American Hospital Association Files Lawsuit Against HHS
On November 2, 2023, AHA, Texas Hospital Association, Texas Health Resources, and United Regional Health Care System joined together to file a lawsuit against HHS and OCR regarding the issuance of the December bulletin. The plaintiffs seek to enjoin the enforcement of the December bulletin, to set aside the definition of individually identifiable health information (IIHI) provided in the bulletin, and to declare the bulletin definition of IIHI as a non-statutory and regulatory definition. Below is a highlight of the claims from which the plaintiffs are seeking relief:
Exceeds Authority and is Contrary to the Law
The plaintiffs allege that the December bulletin definition of IIHI is an impermissible expansion of the term by OCR. In the complaint, the plaintiffs describe how in the December bulletin, the OCR defines IIHI that is subject to HIPAA to include instances when online technology connects “(1) an individual’s IP address with (2) a visit to an Unauthenticated Public Webpage that addresses specific health conditions or healthcare providers, that combination of information”.

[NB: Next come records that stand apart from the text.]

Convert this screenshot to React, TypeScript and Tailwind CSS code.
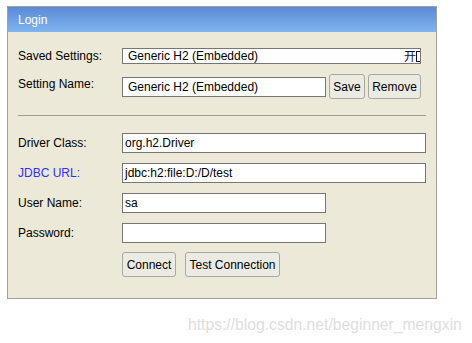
import React from "react";

/* H2 console login panel */

const font = { fontFamily: '"Liberation Sans", Arial, sans-serif' };

function Field({ w, pl = "pl-[2px]", children }: { w: string; pl?: string; children?: React.ReactNode }) {
  return (
    <div className={`${w} h-[20px] border border-[#767676] bg-white ${pl} flex items-center text-[12px] text-black leading-none overflow-hidden whitespace-nowrap`}>
      {children}
    </div>
  );
}

function Btn({ w, children }: { w: string; children: React.ReactNode }) {
  return (
    <div className={`${w} h-[25px] border border-[#a9a79f] rounded-[3px] bg-[#ecebe3] flex items-center justify-center text-[12px] text-black`}>
      {children}
    </div>
  );
}

function Row({ label, blue, children, top }: { label: string; blue?: boolean; children: React.ReactNode; top: string }) {
  return (
    <div className={`flex items-center ${top}`}>
      <div className={`w-[104px] text-[12px] leading-[14px] ${blue ? "text-[#2f2fff]" : "text-black"}`}>{label}</div>
      {children}
    </div>
  );
}

export default function App() {
  return (
    <div className="w-[472px] h-[343px] bg-white relative pt-[6px] pl-[7px]" style={font}>
      <div className="w-[430px] h-[293px] border border-[#a3a199] bg-[#ece9d8] flex flex-col">
        <div className="h-[25px] bg-gradient-to-b from-[#5a8ad7] to-[#80b4ef] flex items-center pl-[10px] text-white text-[12px]">
          Login
        </div>
        <div className="pl-[10px] flex flex-col">
          <div className="flex items-center mt-[16px] h-[16px]">
            <div className="w-[104px] text-[12px] leading-[14px] text-black">Saved Settings:</div>
            <div className="w-[299px] h-[16px] border border-[#767676] bg-white pl-[5px] flex items-center justify-between text-[12px] text-black leading-none overflow-hidden whitespace-nowrap">
              <span>Generic H2 (Embedded)</span>
              <span className="flex items-center">
                <span className="text-[12px] text-[#101040]" style={{ fontFamily: '"Noto Sans CJK SC", sans-serif' }}>开</span>
                <span className="w-[4px] h-[11px] border-l border-t border-b border-[#101040]" />
              </span>
            </div>
          </div>
          <div className="flex items-center mt-[10px] h-[25px]">
            <div className="w-[104px] text-[12px] leading-[14px] text-black -mt-[5px]">Setting Name:</div>
            <Field w="w-[204px]" pl="pl-[5px]">Generic H2 (Embedded)</Field>
            <div className="ml-[3px] flex gap-[3px]">
              <Btn w="w-[36px]">Save</Btn>
              <Btn w="w-[53px]">Remove</Btn>
            </div>
          </div>
          <div className="mt-[16px] h-px w-[408px] bg-[#9d9b93]" />
          <Row label="Driver Class:" top="mt-[17px]">
            <Field w="w-[304px]">org.h2.Driver</Field>
          </Row>
          <Row label="JDBC URL:" blue top="mt-[10px]">
            <Field w="w-[304px]">jdbc:h2:file:D:/D/test</Field>
          </Row>
          <Row label="User Name:" top="mt-[10px]">
            <Field w="w-[204px]">sa</Field>
          </Row>
          <Row label="Password:" top="mt-[10px]">
            <Field w="w-[204px]" />
          </Row>
          <div className="flex mt-[9px] pl-[104px] gap-[9px]">
            <Btn w="w-[54px]">Connect</Btn>
            <Btn w="w-[95px]">Test Connection</Btn>
          </div>
        </div>
      </div>
      <div className="absolute left-[188px] top-[316px] text-[15.7px] text-[#dedede] leading-[18px]">
        https://blog.csdn.net/beginner_mengxin
      </div>
    </div>
  );
}
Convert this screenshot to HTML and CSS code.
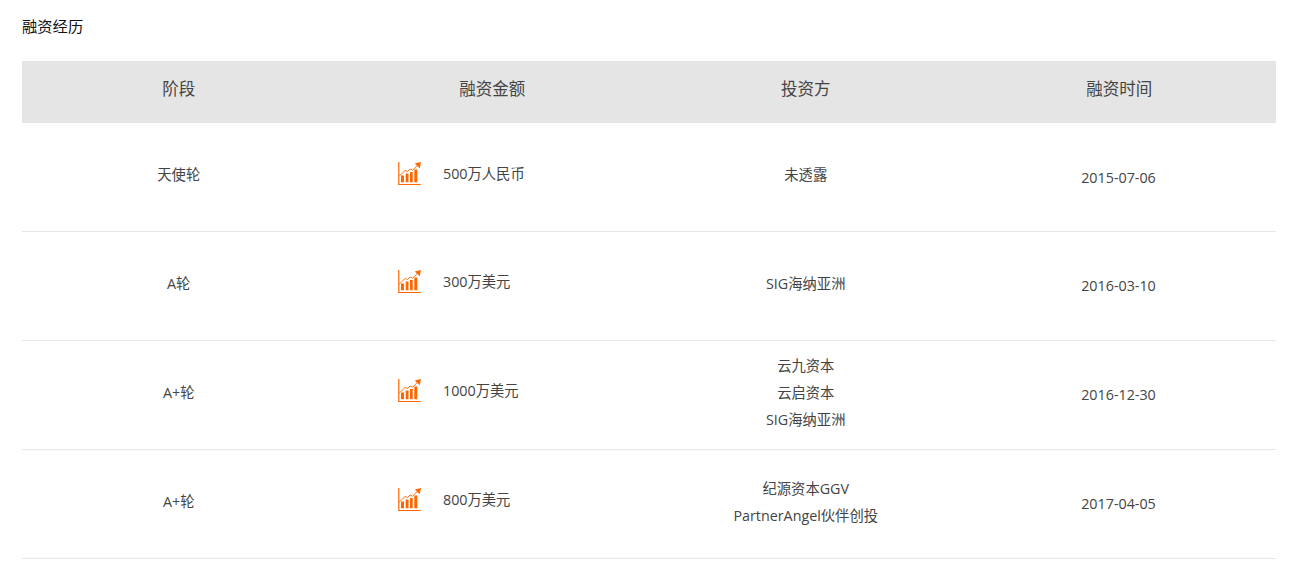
FILE: index.html
```html
<!DOCTYPE html>
<html lang="zh">
<head>
<meta charset="utf-8">
<title>融资经历</title>
<link rel="stylesheet" href="styles.css">
</head>
<body>
<svg class="defs" width="0" height="0" aria-hidden="true">
  <symbol id="chart" viewBox="0 0 24 24">
    <path d="M.8 0V22.500H22.800" fill="none" stroke="#f60" stroke-width="1.200"/>
    <path d="M1.300 14 7 8.500 9.500 9.500 12 7 14.700 8.200 20 2.800" fill="none" stroke="#f60" stroke-width=".9"/>
    <path d="M16.800 1.600 23 .1 21.700 6.200Z" fill="#f60"/>
    <path d="M3 13.500H6V20.300H3ZM7.700 11.500H10.500V20.300H7.700ZM12 10H14.700V20.300H12ZM16.300 7.500H19.300V20.300H16.300Z" fill="#f60"/>
  </symbol>
</svg>
<main class="page">
  <h2 class="title">融资经历</h2>
  <div class="head">
    <div>阶段</div><div>融资金额</div><div>投资方</div><div>融资时间</div>
  </div>
  <div class="row">
    <div class="stage">天使轮</div>
    <div class="amount"><svg class="icon"><use href="#chart"/></svg><span>500万人民币</span></div>
    <div class="investors"><p>未透露</p></div>
    <div class="date">2015-07-06</div>
  </div>
  <div class="row">
    <div class="stage">A轮</div>
    <div class="amount"><svg class="icon"><use href="#chart"/></svg><span>300万美元</span></div>
    <div class="investors"><p>SIG海纳亚洲</p></div>
    <div class="date">2016-03-10</div>
  </div>
  <div class="row">
    <div class="stage">A+轮</div>
    <div class="amount"><svg class="icon"><use href="#chart"/></svg><span>1000万美元</span></div>
    <div class="investors"><p>云九资本</p><p>云启资本</p><p>SIG海纳亚洲</p></div>
    <div class="date">2016-12-30</div>
  </div>
  <div class="row">
    <div class="stage">A+轮</div>
    <div class="amount"><svg class="icon"><use href="#chart"/></svg><span>800万美元</span></div>
    <div class="investors"><p>纪源资本GGV</p><p>PartnerAngel伙伴创投</p></div>
    <div class="date">2017-04-05</div>
  </div>
</main>
</body>
</html>
```
FILE: styles.css
```css
* { box-sizing: border-box; }
html, body { margin: 0; background: #fff; }
body {
  font-family: "Open Sans", "Noto Sans CJK SC", sans-serif;
  font-size: 14.3px;
  color: #444;
  overflow: hidden;
}
.defs { position: absolute; }
.page { padding: 0 20px 0 22px; }
.title {
  margin: 0;
  padding-top: 16px;
  height: 61px;
  font-size: 15.300px;
  line-height: 20px;
  font-weight: 400;
  color: #111;
}
.head, .row {
  display: grid;
  grid-template-columns: repeat(4, 1fr);
  text-align: center;
}
.head {
  height: 62.400px;
  align-items: center;
  background: #e5e5e5;
  font-size: 16.500px;
  line-height: 20px;
  padding-bottom: 6px;
}
.row {
  height: 108.900px;
  border-bottom: 1px solid #e6e6e6;
  align-items: center;
  line-height: 20px;
}
.stage { padding-bottom: 4.100px; }
.amount {
  display: flex;
  align-items: center;
  gap: 21px;
  padding-left: 62.500px;
  padding-bottom: 7.600px;
}
.amount span { line-height: 20px; }
.icon { width: 24px; height: 24px; flex: none; }
.investors { padding-bottom: 5px; }
.investors p { margin: 0; line-height: 27px; }
.date { padding-top: .4px; padding-right: 1.500px; }
```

The plaintiffs highlight that OCR’s expanded IIHI definition was published in such haste that the agency failed to assess federal healthcare provider websites, such as Medicare and the US Department of Veteran Affairs, which contained embedded third-party analytics and advertising tools. Based on the December bulletin’s IIHI definition, the use of such embedded software on federal healthcare websites would subject the collected data to HIPAA.
Arbitrary and Capricious Rulemaking
The plaintiffs further allege that the December bulletin definition of IIHI is “arbitrary and capricious”. The plaintiffs allege that OCR failed to provide any legal analysis or support for the sudden change in IIHI definition. Rather, the agency “baldly asserts that the IIHI definition is satisfied because there is an ‘indicative’ ‘connection’ between a particular individual who visits a hospital’s Unauthenticated Public Webpage and the specific health condition or healthcare provider discussed on that webpage”.
Failure To Undertake Notice and Comment Rulemaking
The plaintiffs also allege that OCR failed to follow procedures of rulemaking and did not provide a notice and comment period. The plaintiffs challenge the idea that the December bulletin was “mere interpretive guidance document”. Instead, they frame the bulletin as an attempt by OCR to create “a novel, binding norm that transforms healthcare providers’ obligations under HIPAA”, without consulting the parties that would be affected by the new definition.
In a post-Dobbs decision privacy landscape, the protection of consumer health data has taken on a new sense of urgency and importance. In 2023, there were several high profile enforcement actions related to consumer health data, such as GoodRx and BetterHelp, as well as renewed push to modernize health data protection laws, such as the Health Breach Notification Rule and HIPAA. At the state legislative level, most notably Washington state passed the My Health, My Data Act. Against such a backdrop, it remains to be seen how the lawsuit filed by AHA and its co-plaintiffs will unfold in 2024.